JJ-Author commented 4 months ago

please rewrite and update the docs especiall this chapter https://dbpedia.gitbook.io/databus/model and this https://dbpedia.gitbook.io/databus/usage/api, it is out of date not well structured not well interlinked and sometimes really hard to read even for claus and simon and me it is not really helpful and we need to reverse-engineer the model from data on the databus. some suggestions for the rewrite

  1. at least one ER or uml class diagram that shows big picture - how all entities are connected (try 2 versions one with all information and one only showing necessary ids and "linking" properties and the rdf:type
  2. use a consistent running example throughout the entire documentation, including the autogenerated files, usage guides and especially swagger documentation
  3. use "tabs" for the different spec/code-block aspects (owl, shacl, json-ld context, example) for https://dbpedia.gitbook.io/databus/model/metadata, maybe add an example per property
  4. make headings for required properties and optional ones (and explain their autocompletion if any), insert a good textual description of the property (can be fetched from rdfs:comment of course)
  5. for every property have the full id without prefix somehow copyable/readable, make sure to emphasize difference in namespaces e.g. dcat:hasVersion vs. databus:hasVersion
  6. try to resolve the distribution/file/part terminology mess (distribution property links to a Part)
  7. try to interlink the individual pages and also documentation resources better. (e.g. from artifact property description link to artifact), better linking from swagger to docu and from docu to swagger, link from rdf via content negotiation to gitbook
  8. describe different API types linked data api (r); sparql api (r); databus restful api (r+w)
  9. try to switch perspective to developer and think of a goal you want to implement and then go through how you would like to find and lookup thing see e.g. story below that highlights the documentation and wording problems. don think the other way of documenting what you have.
  10. keep in mind and get inspired by other popular services like spotify-api e.g.
    spotify details

just an example here. what they do is pretty cool https://developer.spotify.com/documentation/web-api/reference/get-an-episode: they list api calls in an object oriented view in collapsible categories on the left

for one api call they

what they do bad: their is no quick overview on the root level members of the json object, i have to decollapse everything first. the example should be also collapsed by default because they use a lot of space

An example developers odyssee with current documentation

i think it helps to switch perspective when writing the technical docu. think of a developer who wants to quickly lookup the model (as reference during implementation) not a tutorial! we have 2.5/3 kinds of apis linked data api (r) sparql api (r) databus restful api (r+w)
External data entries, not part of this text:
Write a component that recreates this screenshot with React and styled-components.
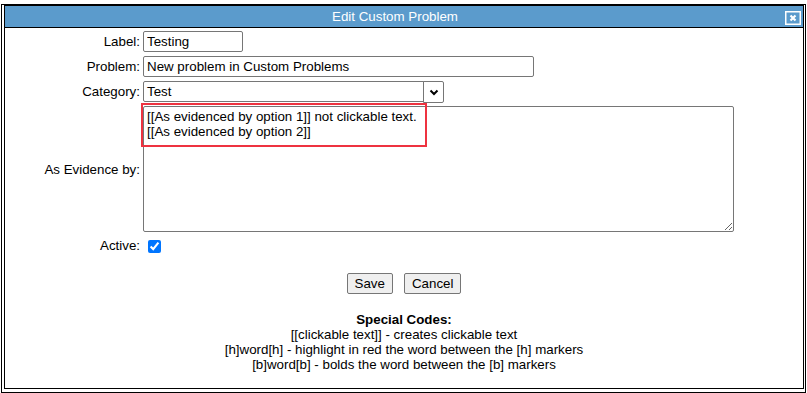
import React from "react";
import styled, { createGlobalStyle } from "styled-components";

const Global = createGlobalStyle`
  html, body { margin: 0; padding: 0; background: #fff; }
  body { font-family: "Liberation Sans", Arial, sans-serif; font-size: 13.33px; color: #000; }
  * { box-sizing: border-box; }
`;

const Page = styled.div`
  padding: 4px 0 0 1px;
`;

const Dialog = styled.div`
  width: 805px;
  height: 389px;
  border: 1px solid #000;
  padding: 0 1px 3px 2px;
  background: #fff;
`;

const Panel = styled.div`
  width: 800px;
  height: 384px;
  border: 1px solid #000;
  border-top: none;
  display: flex;
  flex-direction: column;
`;

const TitleBar = styled.div`
  height: 23px;
  background: #5b9bcc;
  border-top: 1px solid #000;
  border-bottom: 1px solid #000;
  display: flex;
  align-items: center;
  padding: 0 2px 0 0;
`;

const Title = styled.div`
  flex: 1;
  text-align: center;
  color: #fff;
  font-size: 13.33px;
`;

const CloseBtn = styled.div`
  width: 16px;
  height: 14px;
  display: flex;
  align-items: center;
  justify-content: center;
  margin-top: 2px;
`;

const Form = styled.div`
  display: grid;
  grid-template-columns: 135px 1fr;
  column-gap: 3px;
  row-gap: 4px;
  padding-top: 3px;
  align-items: center;
`;

const Label = styled.div`
  text-align: right;
  color: #000;
`;

const TextInput = styled.input`
  width: ${(p) => p.$w}px;
  height: 21px;
  border: 1px solid #767676;
  border-radius: 2px;
  padding: 1px 3px;
  font-family: "Liberation Sans", Arial, sans-serif;
  font-size: 13.33px;
  color: #000;
  outline: none;
`;

const SelectWrap = styled.div`
  display: flex;
  align-items: stretch;
  width: 301px;
  height: 21px;
`;

const SelectText = styled.div`
  flex: 1;
  border: 1px solid #767676;
  border-radius: 2px 0 0 2px;
  padding: 1px 3px;
  display: flex;
  align-items: center;
  line-height: 1;
`;

const SelectArrow = styled.div`
  width: 21px;
  height: 22px;
  margin-left: -1px;
  border: 1px solid #767676;
  border-radius: 0 2px 2px 0;
  display: flex;
  align-items: center;
  justify-content: center;
`;

const AreaWrap = styled.div`
  position: relative;
  width: 591px;
  height: 126px;
`;

const Area = styled.textarea`
  display: block;
  width: 591px;
  height: 126px;
  border: 1px solid #767676;
  border-radius: 2px;
  padding: 2px 3px;
  font-family: "Liberation Sans", Arial, sans-serif;
  font-size: 13.33px;
  line-height: 15px;
  color: #000;
  resize: both;
  outline: none;
`;

const Highlight = styled.div`
  position: absolute;
  left: -2px;
  top: -3px;
  width: 286px;
  height: 44px;
  border: 2px solid #ee3340;
  pointer-events: none;
`;

const Check = styled.input`
  width: 13px;
  height: 13px;
  margin: 2px 0 2px 5px;
  accent-color: #0075ff;
`;

const CheckCell = styled.div`
  display: flex;
  align-items: center;
  height: 16px;
  margin-top: 2px;
`;

const Buttons = styled.div`
  display: flex;
  justify-content: center;
  gap: 11px;
  margin-top: 19px;
`;

const Button = styled.button`
  height: 21px;
  padding: 1px 7px;
  font-family: "Liberation Sans", Arial, sans-serif;
  font-size: 13.33px;
  color: #000;
  background: #efefef;
  border: 1px solid #767676;
  border-radius: 2px;
`;

const Codes = styled.div`
  margin-top: 18px;
  text-align: center;
  line-height: 15px;
  color: #000;
`;

const CodesTitle = styled.div`
  font-weight: bold;
`;

export default function App() {
  return (
    <>
      <Global />
      <Page>
        <Dialog>
          <Panel>
            <TitleBar>
              <Title>Edit Custom Problem</Title>
              <CloseBtn>
                <svg width="16" height="14" viewBox="0 0 16 14">
                  <rect x="0.75" y="0.75" width="14.5" height="12.5" fill="none" stroke="#fff" strokeWidth="1.5" />
                  <path d="M5.5 4.5 L10.5 9.5 M10.5 4.5 L5.5 9.5" stroke="#fff" strokeWidth="2.2" />
                </svg>
              </CloseBtn>
            </TitleBar>
            <Form>
              <Label>Label:</Label>
              <div><TextInput $w={100} defaultValue="Testing" /></div>
              <Label>Problem:</Label>
              <div><TextInput $w={391} defaultValue="New problem in Custom Problems" /></div>
              <Label>Category:</Label>
              <SelectWrap>
                <SelectText>Test</SelectText>
                <SelectArrow>
                  <svg width="10" height="7" viewBox="0 0 10 7">
                    <path d="M1.5 1.5 L5 5 L8.5 1.5" fill="none" stroke="#000" strokeWidth="2" />
                  </svg>
                </SelectArrow>
              </SelectWrap>
              <Label>As Evidence by:</Label>
              <AreaWrap>
                <Area
                  readOnly
                  value={"[[As evidenced by option 1]] not clickable text.\n[[As evidenced by option 2]]"}
                />
                <Highlight />
              </AreaWrap>
              <Label>Active:</Label>
              <CheckCell>
                <Check type="checkbox" defaultChecked />
              </CheckCell>
            </Form>
            <Buttons>
              <Button>Save</Button>
              <Button>Cancel</Button>
            </Buttons>
            <Codes>
              <CodesTitle>Special Codes:</CodesTitle>
              <div>[[clickable text]] - creates clickable text</div>
              <div>[h]word[h] - highlight in red the word between the [h] markers</div>
              <div>[b]word[b] - bolds the word between the [b] markers</div>
            </Codes>
          </Panel>
        </Dialog>
      </Page>
    </>
  );
}
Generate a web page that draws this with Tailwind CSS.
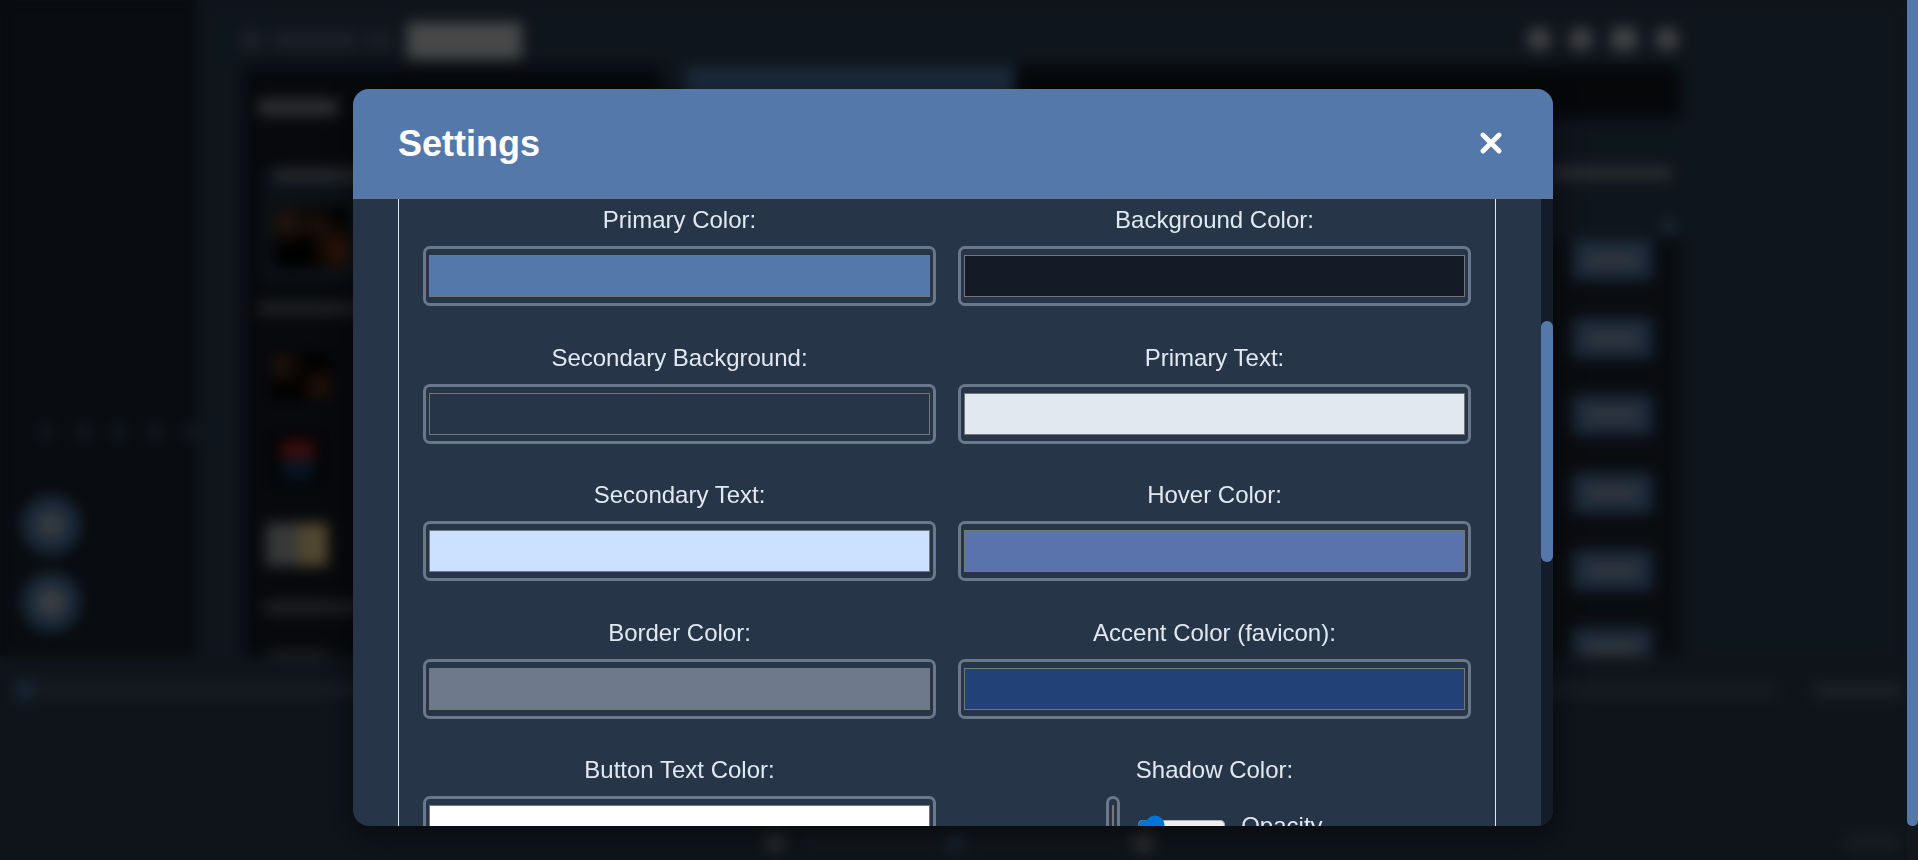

all they share is the rdf data model so that should be documented and interlinked in a very good way.

assume i know a litte sparql and rdf and http/rest want to use some form of api, to get files of the latest version of 2 groups. when i go to API i see one image https://dbpedia.gitbook.io/databus/usage/api that suggests me to use swagger docu - no explanations of the other api options. also note that the swagger is neither backlinded to the model docu but has some examples which seem definetely not from the docu and are also partially incorrect (see e.g. this example https://dev.databus.dbpedia.org/api/#/Artifact/get-artifact) also note that autocompletion is described under webinterface although clearly relevant for the api when writing and reading and also when writing sparql queries.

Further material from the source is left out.